CPU usage: how does your host where your pods are scheduled perform, including userspace and kernel/system usage, across all the processes needed to support your microservices stack, including kube-proxy?
Round-trip time: when your microservices call each other, how long does it take on average for the to send and receive requests and responses?

The best way to test this is launch a load generator client microservice pod on a dedicated node generating around 1000 requests per second to a Kubernetes service backend. Scaling up to 100,000 service backends and running the load tests on repeat, I was able to paint a picture of the performance of kube-proxy both in IPVS and iptables mode.

Kubernetes Service Routing Performance at Scale

Number of Services: 1000

10 endpoints per service • 1000 rps per client node

IPTABLES Mode

Sequential rule chain evaluation. Cost grows with every additional service.

IPVS Mode

Constant-time lookup through hashed connection tables.

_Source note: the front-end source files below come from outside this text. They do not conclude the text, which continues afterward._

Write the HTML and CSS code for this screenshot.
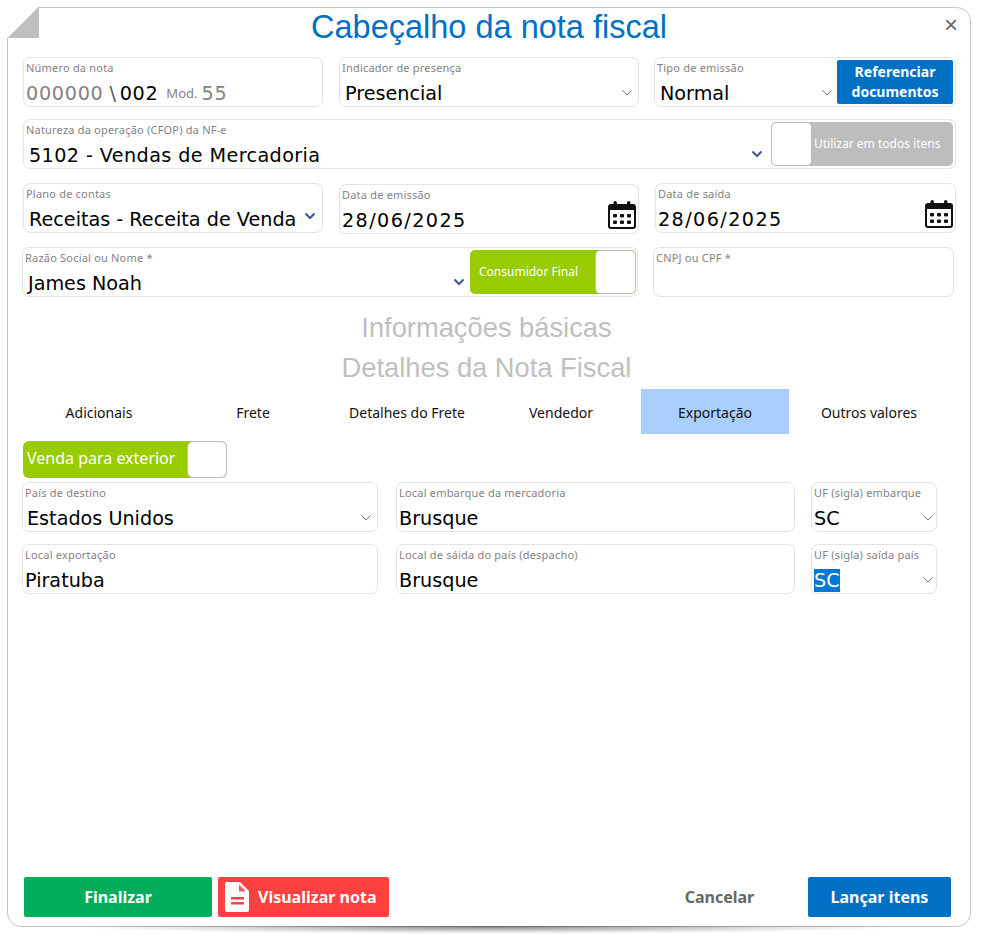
FILE: index.html
```html
<!DOCTYPE html>
<html lang="pt-BR">

<head>
  <meta charset="UTF-8">
  <title>Cabeçalho da nota fiscal</title>
  <link rel="stylesheet" href="styles.css">
</head>

<body>
  <svg class="defs" width="0" height="0">
    <symbol id="chev" viewBox="0 0 12 8">
      <path d="M1.5 1.500 6 6l4.500-4.500" fill="none" stroke="#777" stroke-width="1" />
    </symbol>
    <symbol id="chev-bold" viewBox="0 0 12 8">
      <path d="M1.500 1.500 6 6l4.500-4.500" fill="none" stroke="#3f5596" stroke-width="2" />
    </symbol>
    <symbol id="cal" viewBox="0 0 28 28">
      <path d="M3 4h22a2 2 0 0 1 2 2v19a2 2 0 0 1-2 2H3a2 2 0 0 1-2-2V6a2 2 0 0 1 2-2z" fill="#fff" stroke="#111" stroke-width="2" />
      <path d="M1 5h26v4H1z" fill="#111" />
      <rect x="5.500" y="0" width="3.400" height="7" rx="1.700" fill="#111" />
      <rect x="19" y="0" width="3.400" height="7" rx="1.700" fill="#111" />
      <g fill="#111">
        <rect x="5" y="13" width="4" height="3.400" rx=".8" />
        <rect x="12" y="13" width="4" height="3.400" rx=".8" />
        <rect x="19" y="13" width="4" height="3.400" rx=".8" />
        <rect x="5" y="19.500" width="4" height="3.400" rx=".8" />
        <rect x="12" y="19.500" width="4" height="3.400" rx=".8" />
        <rect x="19" y="19.500" width="4" height="3.400" rx=".8" />
      </g>
    </symbol>
  </svg>

  <div class="panel">
    <div class="fold"></div>
    <button type="button" class="close">×</button>
    <h1 class="title">Cabeçalho da nota fiscal</h1>

    <div class="row">
      <div class="field w300">
        <span class="label">Número da nota</span>
        <div class="value number">
          <span class="muted">000000</span><span class="slash">\</span><span>002</span><small>Mod.</small><span class="muted">55</span>
        </div>
      </div>
      <div class="field w300">
        <span class="label">Indicador de presença</span>
        <div class="value"><span class="text pad3">Presencial</span><svg class="chev"><use href="#chev" /></svg></div>
      </div>
      <div class="field field-split w302 pull">
        <div class="field-main">
          <span class="label">Tipo de emissão</span>
          <div class="value"><span class="text pad3">Normal</span><svg class="chev m1"><use href="#chev" /></svg></div>
        </div>
        <button type="button" class="ref-btn">Referenciar documentos</button>
      </div>
    </div>

    <div class="row row-next">
      <div class="field field-split w933">
        <div class="field-main">
          <span class="label">Natureza da operação (CFOP) da NF-e</span>
          <div class="value"><span class="text pad3 wide">5102 - Vendas de Mercadoria</span><svg class="chev bold m5"><use href="#chev-bold" /></svg></div>
        </div>
        <div class="toggle toggle-off"><span class="knob"></span><span class="toggle-text">Utilizar em todos itens</span></div>
      </div>
    </div>

    <div class="row row-next2">
      <div class="field w300">
        <span class="label">Plano de contas</span>
        <div class="value"><span class="text pad3">Receitas - Receita de Venda</span><svg class="chev bold high"><use href="#chev-bold" /></svg></div>
      </div>
      <div class="field w300 nudge">
        <span class="label">Data de emissão</span>
        <div class="value"><span class="text date">28/06/2025</span><svg class="cal"><use href="#cal" /></svg></div>
      </div>
      <div class="field w301">
        <span class="label">Data de saída</span>
        <div class="value"><span class="text date">28/06/2025</span><svg class="cal"><use href="#cal" /></svg></div>
      </div>
    </div>

    <div class="row row-next2 row-client">
      <div class="field field-split w616">
        <div class="field-main">
          <span class="label">Razão Social ou Nome *</span>
          <div class="value"><span class="text pad3">James Noah</span><svg class="chev bold m2"><use href="#chev-bold" /></svg></div>
        </div>
        <div class="toggle toggle-on"><span class="toggle-text">Consumidor Final</span><span class="knob"></span></div>
      </div>
      <div class="field w301">
        <span class="label">CNPJ ou CPF *</span>
      </div>
    </div>

    <h2 class="section first">Informações básicas</h2>
    <h2 class="section">Detalhes da Nota Fiscal</h2>

    <div class="tabs">
      <a class="tab">Adicionais</a>
      <a class="tab">Frete</a>
      <a class="tab">Detalhes do Frete</a>
      <a class="tab">Vendedor</a>
      <a class="tab active">Exportação</a>
      <a class="tab">Outros valores</a>
    </div>

    <div class="switch"><span class="switch-text">Venda para exterior</span><span class="switch-knob"></span></div>

    <div class="row row-export first-export">
      <div class="field w356">
        <span class="label">País de destino</span>
        <div class="value"><span class="text pad2">Estados Unidos</span><svg class="chev"><use href="#chev" /></svg></div>
      </div>
      <div class="field w399">
        <span class="label">Local embarque da mercadoria</span>
        <div class="value"><span class="text">Brusque</span></div>
      </div>
      <div class="field w126">
        <span class="label">UF (sigla) embarque</span>
        <div class="value"><span class="text">SC</span><svg class="chev m0"><use href="#chev" /></svg></div>
      </div>
    </div>

    <div class="row row-export row-next">
      <div class="field w356">
        <span class="label">Local exportação</span>
        <div class="value"><span class="text">Piratuba</span></div>
      </div>
      <div class="field w399">
        <span class="label">Local de sáida do país (despacho)</span>
        <div class="value"><span class="text">Brusque</span></div>
      </div>
      <div class="field w126">
        <span class="label">UF (sigla) saída país</span>
        <div class="value"><span class="text"><span class="selected">SC</span></span><svg class="chev m0"><use href="#chev" /></svg></div>
      </div>
    </div>

    <div class="actions">
      <button type="button" class="btn btn-green">Finalizar</button>
      <button type="button" class="btn btn-red">
        <svg class="doc" viewBox="0 0 24 30">
          <path d="M2 0h13l9 9v19a2 2 0 0 1-2 2H2a2 2 0 0 1-2-2V2a2 2 0 0 1 2-2z" fill="#fff" />
          <path d="M14 2.500v7h7z" fill="#ff5a5a" />
          <path d="M6 15h13v2.500H6zM6 20h13v2.500H6z" fill="#ff4040" />
        </svg>
        Visualizar nota
      </button>
      <button type="button" class="btn btn-link">Cancelar</button>
      <button type="button" class="btn btn-blue">Lançar itens</button>
    </div>
  </div>
</body>

</html>
```

FILE: styles.css
```css
* {
  padding: 0;
  margin: 0;
  box-sizing: border-box;
}

body {
  padding: 7px;
  background-color: #fff;
  font-family: "Noto Sans", "Liberation Sans", sans-serif;
  overflow: hidden;
}

.defs {
  display: block;
}

.panel {
  position: relative;
  display: flex;
  flex-direction: column;
  width: 964px;
  height: 920px;
  padding: 0 15px 9px;
  background-color: #fff;
  border: 1px solid #c4c4c4;
  border-radius: 0 14px 14px 14px;
}

/* sombra embaixo do painel */
.panel::after {
  content: "";
  position: absolute;
  top: 100%;
  left: 60px;
  right: 60px;
  height: 8px;
  background: radial-gradient(ellipse 50% 100% at 50% 0, rgba(0, 0, 0, .5), rgba(0, 0, 0, .12) 70%, transparent);
}

.fold {
  position: absolute;
  top: -1px;
  left: -1px;
  width: 32px;
  height: 31px;
  background: linear-gradient(135deg, #fff 50%, #bfbfbf 50%);
}

.close {
  position: absolute;
  top: 6px;
  right: 10px;
  width: 18px;
  height: 22px;
  border: none;
  background: none;
  color: #666;
  font-family: "Liberation Sans", sans-serif;
  font-size: 24px;
  line-height: 22px;
}

.title {
  height: 49px;
  color: #0070c4;
  font-family: "Liberation Sans", sans-serif;
  font-size: 32.500px;
  font-weight: normal;
  line-height: 38px;
  text-align: center;
}

.row {
  display: flex;
  gap: 16px;
}

.row-next {
  margin-top: 12px;
}

.row-next2 {
  margin-top: 14px;
}

.row-client {
  gap: 15px;
  margin-left: -1px;
}

.row-export {
  gap: 18px;
  margin-left: -1px;
}

.first-export {
  margin-top: 4px;
}

.w300 {
  width: 300px;
}

.w301 {
  width: 301px;
}

.w302 {
  width: 302px;
}

.w933 {
  width: 933px;
}

.w616 {
  width: 616px;
}

.w356 {
  width: 356px;
}

.w399 {
  width: 399px;
  margin-right: -2px;
}

.w126 {
  width: 126px;
}

.pull {
  margin-left: -1px;
}

.nudge {
  position: relative;
  top: 1px;
}

.field {
  flex: none;
  height: 50px;
  padding: 2px 2px 0;
  background-color: #fff;
  border: 1px solid #e3e3e3;
  border-radius: 7px;
}

.field-split {
  display: flex;
  padding: 2px;
  gap: 3px;
}

.field-main {
  flex: 1;
  min-width: 0;
}

.label {
  display: block;
  height: 15px;
  color: #857f85;
  font-size: 11px;
  line-height: 15px;
  letter-spacing: .2px;
  white-space: nowrap;
}

.value {
  display: flex;
  align-items: center;
  height: 30px;
  color: #000;
  font-family: "DejaVu Sans", sans-serif;
  font-size: 19.200px;
}

.text {
  flex: 1;
  padding-top: 6px;
  white-space: nowrap;
}

.pad3 {
  padding-left: 3px;
}

.pad2 {
  padding-left: 2px;
}

.wide {
  letter-spacing: .4px;
}

.date {
  letter-spacing: 1.400px;
}

.selected {
  background-color: #0078d7;
  color: #fff;
}

.chev {
  width: 12px;
  height: 8px;
  flex: none;
  margin: 6px 3px 0 0;
}

.chev.bold {
  margin-top: 4px;
}

.chev.high {
  margin-top: 0;
  margin-right: 4px;
}

.chev.m0 {
  margin-right: 0;
}

.chev.m1 {
  margin-right: 1px;
}

.chev.m2 {
  margin-right: 2px;
}

.chev.m5 {
  margin-right: 5px;
}

.cal {
  width: 28px;
  height: 28px;
  flex: none;
  align-self: flex-start;
  margin-top: -1px;
}

.number span,
.number small {
  padding-top: 6px;
}

.number {
  letter-spacing: .7px;
}

.muted {
  color: #857f85;
}

.slash {
  margin: 0 3px 0 6px;
  color: #555;
}

.number small {
  margin: 0 4px 0 8px;
  color: #857f85;
  font-family: "Noto Sans", sans-serif;
  font-size: 13px;
  letter-spacing: 0;
}

.ref-btn {
  width: 116px;
  flex: none;
  border: none;
  border-radius: 2px;
  background-color: #0070c4;
  color: #fff;
  font-family: "Noto Sans", sans-serif;
  font-size: 14px;
  font-weight: bold;
  line-height: 20px;
}

.toggle {
  display: flex;
  flex: none;
  align-items: stretch;
  height: 44px;
  border-radius: 5px;
  color: #fff;
  font-size: 12px;
  overflow: hidden;
}

.toggle-off {
  width: 182px;
  background-color: #bdbdbd;
}

.toggle-on {
  width: 166px;
  margin-right: -1px;
  background-color: #99cc00;
  justify-content: space-between;
}

.knob {
  width: 41px;
  flex: none;
  background-color: #fff;
  border: 1px solid #bdbdbd;
  border-radius: 5px;
}

.toggle-text {
  align-self: center;
  margin-bottom: 2px;
  padding: 0 2px;
  white-space: nowrap;
}

.toggle-on .toggle-text {
  padding-left: 9px;
}

.section {
  height: 40px;
  color: #bfbfbf;
  font-family: "Liberation Sans", sans-serif;
  font-size: 27.300px;
  font-weight: normal;
  line-height: 40px;
  text-align: center;
  margin-left: -5px;
}

.section.first {
  margin-top: 11px;
}

.tabs {
  display: flex;
  gap: 6px;
  margin: 1px 0 0 2px;
}

.tab {
  width: 148px;
  height: 45px;
  padding-top: 14px;
  color: #111;
  font-size: 14px;
  line-height: 20px;
  text-align: center;
}

.tab.active {
  background-color: #a9cfff;
}

.switch {
  display: flex;
  justify-content: space-between;
  width: 204px;
  height: 37px;
  margin-top: 7px;
  background-color: #99cc00;
  border-radius: 6px;
}

.switch-text {
  padding-left: 4px;
  color: #fff;
  font-size: 16px;
  line-height: 34px;
  white-space: nowrap;
}

.switch-knob {
  width: 40px;
  background-color: #fff;
  border: 1px solid #bdbdbd;
  border-radius: 6px;
}

.actions {
  display: flex;
  gap: 6px;
  height: 40px;
  margin-top: auto;
  padding-left: 1px;
}

.btn {
  display: flex;
  flex: none;
  justify-content: center;
  align-items: center;
  gap: 9px;
  height: 40px;
  border: none;
  border-radius: 2px;
  color: #fff;
  font-family: "Noto Sans", sans-serif;
  font-size: 16px;
  font-weight: bold;
}

.btn-green {
  width: 188px;
  background-color: #00ad5a;
}

.btn-red {
  width: 171px;
  padding-left: 7px;
  justify-content: flex-start;
  background-color: #ff4040;
}

.btn-link {
  width: 143px;
  margin-left: 253px;
  background: none;
  color: #666;
}

.btn-blue {
  width: 143px;
  margin-left: 11px;
  background-color: #0070c4;
}

.doc {
  width: 24px;
  height: 30px;
  flex: none;
}
```
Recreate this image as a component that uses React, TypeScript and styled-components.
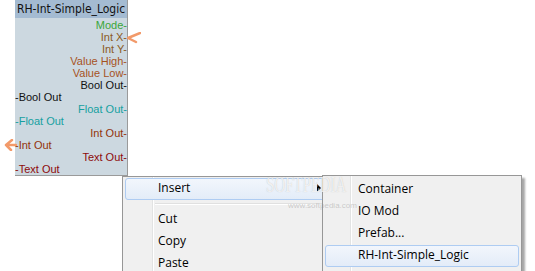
import styled, { createGlobalStyle } from "styled-components"

const Global = createGlobalStyle`
  html, body {
    margin: 0;
    padding: 0;
    background: #fff;
  }
  #root {
    width: 535px;
    height: 271px;
  }
`

const Canvas = styled.div`
  position: relative;
  width: 535px;
  height: 271px;
  overflow: hidden;
  background: #fff;
  font-family: "Liberation Sans", Arial, sans-serif;
`

const Node = styled.div`
  position: absolute;
  left: 15px;
  top: 0;
  width: 112px;
  height: 175px;
  background: #ccd8e0;
  border-right: 1px solid #9a9a9a;
  border-bottom: 1px solid #9a9a9a;
  display: flex;
  flex-direction: column;
`

const NodeTitle = styled.div`
  height: 18px;
  background: #a4bbd2;
  color: #111;
  font-family: "DejaVu Sans Condensed", "DejaVu Sans", sans-serif;
  font-size: 12px;
  line-height: 18px;
  padding-left: 2px;
  white-space: nowrap;
  overflow: hidden;
`

const Ports = styled.div`
  display: flex;
  flex-direction: column;
  padding-top: 1px;
`

const Port = styled.div<{ $side: "in" | "out"; $color: string }>`
  height: 12px;
  line-height: 12px;
  font-size: 11px;
  color: ${(p) => p.$color};
  text-align: ${(p) => (p.$side === "out" ? "right" : "left")};
  white-space: nowrap;
`

const Wire = styled.svg`
  position: absolute;
`

const Menu = styled.div<{ $left: number; $top: number; $width: number; $padTop: number }>`
  position: absolute;
  left: ${(p) => p.$left}px;
  top: ${(p) => p.$top}px;
  width: ${(p) => p.$width}px;
  height: 120px;
  box-sizing: border-box;
  background: #f0f0f0;
  border: 1px solid #979797;
  box-shadow: 3px 3px 2px rgba(0, 0, 0, 0.35);
  padding: ${(p) => p.$padTop}px 2px 2px;
  display: flex;
  flex-direction: column;
  font-family: "Open Sans", "Noto Sans", sans-serif;
  font-size: 12px;
  color: #000;
`

const Gutter = styled.div<{ $x: number }>`
  position: absolute;
  top: 0;
  bottom: 0;
  left: ${(p) => p.$x}px;
  width: 1px;
  background: #e2e3e3;
  border-right: 1px solid #fff;
`

const Item = styled.div<{ $active?: boolean }>`
  position: relative;
  height: 22px;
  box-sizing: border-box;
  padding: 0 5px 2px 32px;
  border: 1px solid ${(p) => (p.$active ? "#aeccf2" : "transparent")};
  border-radius: 3px;
  background: ${(p) =>
    p.$active ? "linear-gradient(#f2f6fc, #e3ecf8)" : "transparent"};
  display: flex;
  align-items: center;
  justify-content: space-between;
  line-height: 16px;
`

const Separator = styled.div`
  margin: 3px 0 4px 30px;
  height: 1px;
  background: #e0e0e0;
  border-bottom: 1px solid #fff;
`

const Arrow = styled.span`
  width: 0;
  height: 0;
  border-top: 4px solid transparent;
  border-bottom: 4px solid transparent;
  border-left: 4px solid #000;
`

const Watermark = styled.div`
  position: absolute;
  left: 266px;
  top: 171px;
  z-index: 2;
  color: rgba(255, 255, 255, 0.75);
  text-shadow: 0 0 1px rgba(150, 150, 150, 0.55);
  font-family: "Liberation Serif", serif;
  font-size: 24px;
  transform: scaleX(0.62);
  transform-origin: left top;
  pointer-events: none;
`

const WatermarkUrl = styled.div`
  position: absolute;
  left: 288px;
  top: 201px;
  z-index: 2;
  color: rgba(150, 150, 150, 0.45);
  font-family: "Liberation Sans", sans-serif;
  font-size: 8px;
  pointer-events: none;
`

const ports: { side: "in" | "out"; label: string; color: string }[] = [
  { side: "out", label: "Mode-", color: "#3aa63a" },
  { side: "out", label: "Int X-", color: "#8a5a1e" },
  { side: "out", label: "Int Y-", color: "#8a5a1e" },
  { side: "out", label: "Value High-", color: "#a6521e" },
  { side: "out", label: "Value Low-", color: "#a6521e" },
  { side: "out", label: "Bool Out-", color: "#111" },
  { side: "in", label: "-Bool Out", color: "#111" },
  { side: "out", label: "Float Out-", color: "#16a0a0" },
  { side: "in", label: "-Float Out", color: "#16a0a0" },
  { side: "out", label: "Int Out-", color: "#93330a" },
  { side: "in", label: "-Int Out", color: "#93330a" },
  { side: "out", label: "Text Out-", color: "#8e0a0a" },
  { side: "in", label: "-Text Out", color: "#8e0a0a" },
]

export default function App() {
  return (
    <Canvas>
      <Global />
      <Node>
        <NodeTitle>RH-Int-Simple_Logic</NodeTitle>
        <Ports>
          {ports.map((p) => (
            <Port key={p.label + p.side} $side={p.side} $color={p.color}>
              {p.label}
            </Port>
          ))}
        </Ports>
      </Node>

      <Wire width="14" height="12" style={{ left: 127, top: 32 }} viewBox="0 0 14 12">
        <path d="M1 6 L13 1 M1 6 L9 10" stroke="#f29a6a" strokeWidth="2.5" fill="none" strokeLinecap="round" />
      </Wire>
      <Wire width="14" height="12" style={{ left: 3, top: 139 }} viewBox="0 0 14 12">
        <path d="M13 6 L3 6 M3 6 L9 1 M3 6 L8 11" stroke="#f29a6a" strokeWidth="2.5" fill="none" strokeLinecap="round" />
      </Wire>

      <Menu $left={122} $top={176} $width={208} $padTop={1}>
        <Gutter $x={29} />
        <Item $active>
          Insert
          <Arrow />
        </Item>
        <Separator />
        <Item>Cut</Item>
        <Item>Copy</Item>
        <Item>Paste</Item>
      </Menu>

      <Menu $left={322} $top={175} $width={200} $padTop={3}>
        <Gutter $x={27} />
        <Item>Container</Item>
        <Item>IO Mod</Item>
        <Item>Prefab...</Item>
        <Item $active>RH-Int-Simple_Logic</Item>
      </Menu>

      <Watermark>SOFTPEDIA</Watermark>
      <WatermarkUrl>www.softpedia.com</WatermarkUrl>
    </Canvas>
  )
}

When considering round-trip response time it’s important to note that the difference between connections and requests is persistency. Most of the time, microservices will use “keepalive” connections, where each connection is reused for multiple requests. This is important because most new connections require a three-way handshake (SYN, SYN-ACK, ACK), which in turn requires more processing within the kernel networking stack.

Nginx is everyone’s goto for simulating networking applications so we used it and its default keepalive configuration to get a ratio of round-trip response time vs number of connections. The default max keepalive connections is 100, so we used that as our upper bound.